Does anyone else out there feel like their child's school career is destined to be a series of the same frustrations disguised in the context of a different classroom?

I kind of hope so, because if someone else did then maybe I would feel more like this is just part of learning and growing and less like it's probably my fault.

Ok, ok. Time to stop griping and get a grip instead. Let's review some facts: my daughter is a better reader than she was last year, and she was a better reader last year than the year before that. She is doing well in history and in writing and she scored the class high on three different assignments in the first half of this year. She has improved and for that matter, so have I, so regardless of our homework meltdown tonight, there are lots of things that have changed for the better this year. Something that has not changed and will not ever change is that SHE CAN LEARN and SHE IS NOT STUPID.
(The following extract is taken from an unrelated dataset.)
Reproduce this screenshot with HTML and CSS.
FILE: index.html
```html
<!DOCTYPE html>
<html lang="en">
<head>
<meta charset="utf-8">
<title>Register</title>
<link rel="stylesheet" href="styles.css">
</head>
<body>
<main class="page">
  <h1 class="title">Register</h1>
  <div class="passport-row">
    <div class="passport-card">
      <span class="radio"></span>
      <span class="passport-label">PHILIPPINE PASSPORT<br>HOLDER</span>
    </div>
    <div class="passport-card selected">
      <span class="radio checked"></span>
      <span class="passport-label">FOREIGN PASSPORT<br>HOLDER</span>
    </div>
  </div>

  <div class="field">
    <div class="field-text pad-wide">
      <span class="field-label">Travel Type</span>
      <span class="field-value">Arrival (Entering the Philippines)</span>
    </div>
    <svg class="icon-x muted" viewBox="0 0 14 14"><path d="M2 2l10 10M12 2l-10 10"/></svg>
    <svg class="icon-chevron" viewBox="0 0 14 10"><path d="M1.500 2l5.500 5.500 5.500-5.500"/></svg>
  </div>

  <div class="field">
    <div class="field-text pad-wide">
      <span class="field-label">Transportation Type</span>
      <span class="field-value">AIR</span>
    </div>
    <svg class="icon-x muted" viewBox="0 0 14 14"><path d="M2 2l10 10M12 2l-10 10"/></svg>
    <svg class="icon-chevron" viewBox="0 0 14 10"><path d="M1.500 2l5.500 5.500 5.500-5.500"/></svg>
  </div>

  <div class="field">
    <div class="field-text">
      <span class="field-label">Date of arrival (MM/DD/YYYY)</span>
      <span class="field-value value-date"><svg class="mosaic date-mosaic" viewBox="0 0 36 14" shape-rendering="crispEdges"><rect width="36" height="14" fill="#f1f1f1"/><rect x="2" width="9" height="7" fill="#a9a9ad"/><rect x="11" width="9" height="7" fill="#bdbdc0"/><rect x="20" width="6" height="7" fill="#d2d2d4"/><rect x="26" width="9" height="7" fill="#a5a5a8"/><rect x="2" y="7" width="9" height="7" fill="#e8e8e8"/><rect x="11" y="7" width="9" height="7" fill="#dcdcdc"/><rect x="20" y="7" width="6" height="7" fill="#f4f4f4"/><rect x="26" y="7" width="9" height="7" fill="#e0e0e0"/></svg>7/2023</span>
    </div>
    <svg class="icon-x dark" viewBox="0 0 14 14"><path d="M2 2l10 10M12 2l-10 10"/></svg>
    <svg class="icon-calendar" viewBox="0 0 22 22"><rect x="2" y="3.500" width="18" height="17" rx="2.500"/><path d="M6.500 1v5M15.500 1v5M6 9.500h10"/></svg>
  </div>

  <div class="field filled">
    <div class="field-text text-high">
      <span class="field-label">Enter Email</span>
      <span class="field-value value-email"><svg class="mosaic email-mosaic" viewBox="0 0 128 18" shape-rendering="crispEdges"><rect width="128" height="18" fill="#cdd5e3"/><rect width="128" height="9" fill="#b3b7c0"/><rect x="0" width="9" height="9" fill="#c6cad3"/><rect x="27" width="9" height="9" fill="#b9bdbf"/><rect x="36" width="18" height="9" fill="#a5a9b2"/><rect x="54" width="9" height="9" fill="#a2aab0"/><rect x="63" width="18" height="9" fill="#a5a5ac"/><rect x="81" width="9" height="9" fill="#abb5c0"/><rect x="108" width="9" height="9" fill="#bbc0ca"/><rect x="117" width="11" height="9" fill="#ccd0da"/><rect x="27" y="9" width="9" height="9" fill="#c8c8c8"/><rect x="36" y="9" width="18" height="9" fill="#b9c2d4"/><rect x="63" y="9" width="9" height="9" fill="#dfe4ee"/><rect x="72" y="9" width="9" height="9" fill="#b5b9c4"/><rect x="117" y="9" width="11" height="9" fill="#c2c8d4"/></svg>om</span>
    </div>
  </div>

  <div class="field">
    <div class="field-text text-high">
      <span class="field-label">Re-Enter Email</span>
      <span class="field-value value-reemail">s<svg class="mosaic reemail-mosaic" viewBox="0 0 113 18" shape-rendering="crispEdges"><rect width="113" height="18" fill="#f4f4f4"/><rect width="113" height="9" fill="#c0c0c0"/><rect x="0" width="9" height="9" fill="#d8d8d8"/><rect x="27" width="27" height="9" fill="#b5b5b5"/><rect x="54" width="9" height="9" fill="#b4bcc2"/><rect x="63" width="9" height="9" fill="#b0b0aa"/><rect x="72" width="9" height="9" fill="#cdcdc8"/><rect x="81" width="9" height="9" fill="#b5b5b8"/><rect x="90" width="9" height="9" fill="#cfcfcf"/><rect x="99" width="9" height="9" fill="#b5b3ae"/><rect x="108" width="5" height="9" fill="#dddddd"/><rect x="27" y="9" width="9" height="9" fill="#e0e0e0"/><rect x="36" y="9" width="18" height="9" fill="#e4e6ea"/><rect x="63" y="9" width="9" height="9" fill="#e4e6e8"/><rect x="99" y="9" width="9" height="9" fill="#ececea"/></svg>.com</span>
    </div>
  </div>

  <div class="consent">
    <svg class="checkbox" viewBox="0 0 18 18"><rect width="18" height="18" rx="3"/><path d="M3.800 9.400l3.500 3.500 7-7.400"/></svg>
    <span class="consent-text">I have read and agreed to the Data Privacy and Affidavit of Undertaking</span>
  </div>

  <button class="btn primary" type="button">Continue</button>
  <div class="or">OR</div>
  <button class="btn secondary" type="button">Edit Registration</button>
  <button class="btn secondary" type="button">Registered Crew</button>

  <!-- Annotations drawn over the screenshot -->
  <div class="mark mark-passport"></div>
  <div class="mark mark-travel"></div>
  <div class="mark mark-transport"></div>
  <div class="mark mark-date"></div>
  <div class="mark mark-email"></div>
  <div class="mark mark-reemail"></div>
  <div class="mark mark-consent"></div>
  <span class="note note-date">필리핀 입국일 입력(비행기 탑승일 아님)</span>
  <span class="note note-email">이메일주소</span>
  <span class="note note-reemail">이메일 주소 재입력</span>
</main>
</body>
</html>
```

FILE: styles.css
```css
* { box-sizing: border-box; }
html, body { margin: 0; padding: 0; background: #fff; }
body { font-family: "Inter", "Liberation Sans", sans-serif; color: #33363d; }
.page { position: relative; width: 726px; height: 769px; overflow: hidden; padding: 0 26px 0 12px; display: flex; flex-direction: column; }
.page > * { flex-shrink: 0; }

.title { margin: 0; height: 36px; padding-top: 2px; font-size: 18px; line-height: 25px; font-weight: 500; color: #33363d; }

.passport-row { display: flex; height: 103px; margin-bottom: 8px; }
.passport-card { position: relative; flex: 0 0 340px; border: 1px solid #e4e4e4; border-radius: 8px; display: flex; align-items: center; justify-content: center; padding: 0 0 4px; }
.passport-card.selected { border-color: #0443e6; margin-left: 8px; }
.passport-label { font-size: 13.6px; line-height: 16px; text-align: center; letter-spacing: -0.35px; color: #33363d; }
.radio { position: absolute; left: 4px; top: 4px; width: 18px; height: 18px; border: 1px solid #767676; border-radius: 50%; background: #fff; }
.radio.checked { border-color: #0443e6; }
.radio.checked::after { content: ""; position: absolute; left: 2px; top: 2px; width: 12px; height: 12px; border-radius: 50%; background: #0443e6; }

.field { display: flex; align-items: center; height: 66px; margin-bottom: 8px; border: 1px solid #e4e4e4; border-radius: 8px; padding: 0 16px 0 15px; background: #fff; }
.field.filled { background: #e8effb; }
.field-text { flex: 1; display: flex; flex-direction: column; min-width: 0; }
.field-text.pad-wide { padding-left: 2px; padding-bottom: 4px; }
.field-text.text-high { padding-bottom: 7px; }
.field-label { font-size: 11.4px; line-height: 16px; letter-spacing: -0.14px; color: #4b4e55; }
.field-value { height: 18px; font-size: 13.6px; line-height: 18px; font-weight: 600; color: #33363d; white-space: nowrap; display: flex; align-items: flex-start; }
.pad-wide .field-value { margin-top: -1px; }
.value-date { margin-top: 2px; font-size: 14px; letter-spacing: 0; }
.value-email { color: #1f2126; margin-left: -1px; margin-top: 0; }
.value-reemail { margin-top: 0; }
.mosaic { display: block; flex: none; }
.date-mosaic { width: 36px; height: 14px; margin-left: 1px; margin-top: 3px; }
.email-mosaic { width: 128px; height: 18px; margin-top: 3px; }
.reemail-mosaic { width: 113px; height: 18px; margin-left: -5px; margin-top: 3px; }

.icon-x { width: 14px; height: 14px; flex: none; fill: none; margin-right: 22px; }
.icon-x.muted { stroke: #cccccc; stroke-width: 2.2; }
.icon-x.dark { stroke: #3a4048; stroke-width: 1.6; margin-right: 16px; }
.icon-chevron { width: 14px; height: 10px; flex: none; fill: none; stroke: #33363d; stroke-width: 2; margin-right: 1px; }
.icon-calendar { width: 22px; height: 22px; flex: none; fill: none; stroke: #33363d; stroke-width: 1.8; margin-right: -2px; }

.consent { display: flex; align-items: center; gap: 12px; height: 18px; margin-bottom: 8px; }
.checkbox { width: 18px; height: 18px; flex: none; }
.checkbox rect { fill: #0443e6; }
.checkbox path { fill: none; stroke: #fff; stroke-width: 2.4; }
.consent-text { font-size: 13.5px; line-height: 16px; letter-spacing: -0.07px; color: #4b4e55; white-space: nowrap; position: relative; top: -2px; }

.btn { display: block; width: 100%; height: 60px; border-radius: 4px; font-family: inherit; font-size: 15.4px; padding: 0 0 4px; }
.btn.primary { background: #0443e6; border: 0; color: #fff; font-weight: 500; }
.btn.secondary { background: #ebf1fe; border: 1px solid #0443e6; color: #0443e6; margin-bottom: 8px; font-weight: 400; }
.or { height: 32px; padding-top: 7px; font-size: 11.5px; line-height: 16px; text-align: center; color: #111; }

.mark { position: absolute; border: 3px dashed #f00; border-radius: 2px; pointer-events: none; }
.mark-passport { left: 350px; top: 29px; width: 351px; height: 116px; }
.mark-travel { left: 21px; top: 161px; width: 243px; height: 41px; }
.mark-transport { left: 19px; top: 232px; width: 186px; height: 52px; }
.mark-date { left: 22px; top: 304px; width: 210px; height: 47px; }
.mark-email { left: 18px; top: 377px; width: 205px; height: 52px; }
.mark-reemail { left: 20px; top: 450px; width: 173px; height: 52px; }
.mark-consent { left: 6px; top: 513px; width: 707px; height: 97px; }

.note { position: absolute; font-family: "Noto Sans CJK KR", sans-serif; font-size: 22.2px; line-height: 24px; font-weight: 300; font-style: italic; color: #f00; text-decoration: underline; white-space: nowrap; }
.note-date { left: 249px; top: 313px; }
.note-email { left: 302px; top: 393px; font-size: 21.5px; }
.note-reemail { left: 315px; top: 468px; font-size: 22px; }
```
I suppose every year is another round of spelling tests and timed drills to get through, but it has to be more than that. It's a year - 12 months, 52 weeks, 365 days, - of learning lessons (whether you like them or not), and in that year it's the moments and not the grades that count. I don't know if we will ever have a school year where Dyslexia and ADHD don't trip us up a bit. Whether or not we have a day when I don't compliment my daughter, give her encouragement, and tell her I love her, is up to me.

A new calendar year is approaching and the school year is half way done. We're better than we were before and who's to say we won't be better yet? So, bring on the new year - we'll be taking it one day at a time.